Addressing Image Hallucination in Text-to-Image Generation through Factual Image Retrieval
Youngsun Lim, Hyunjung Shim

TL;DR
This paper tackles the problem of image hallucination in text-to-image diffusion models by retrieving factual images and using editing tools to improve factual accuracy and realism.
Contribution
It introduces a novel method that incorporates external factual image retrieval and editing tools to reduce hallucinations in generated images.
Findings
Improved factual accuracy in generated images.
Effective use of external factual images for editing.

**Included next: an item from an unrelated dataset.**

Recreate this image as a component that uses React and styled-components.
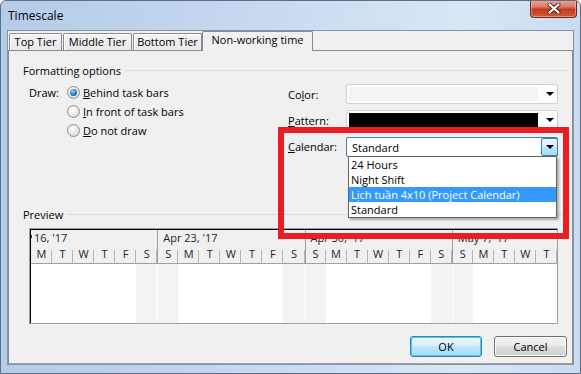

Reduction in hallucination types in text-to-image synthesis.
Abstract
Text-to-image generation has shown remarkable progress with the emergence of diffusion models. However, these models often generate factually inconsistent images, failing to accurately reflect the factual information and common sense conveyed by the input text prompts. We refer to this issue as Image hallucination. Drawing from studies on hallucinations in language models, we classify this problem into three types and propose a methodology that uses factual images retrieved from external sources to generate realistic images. Depending on the nature of the hallucination, we employ off-the-shelf image editing tools, either InstructPix2Pix or IP-Adapter, to leverage factual information from the retrieved image. This approach enables the generation of images that accurately reflect the facts and common sense.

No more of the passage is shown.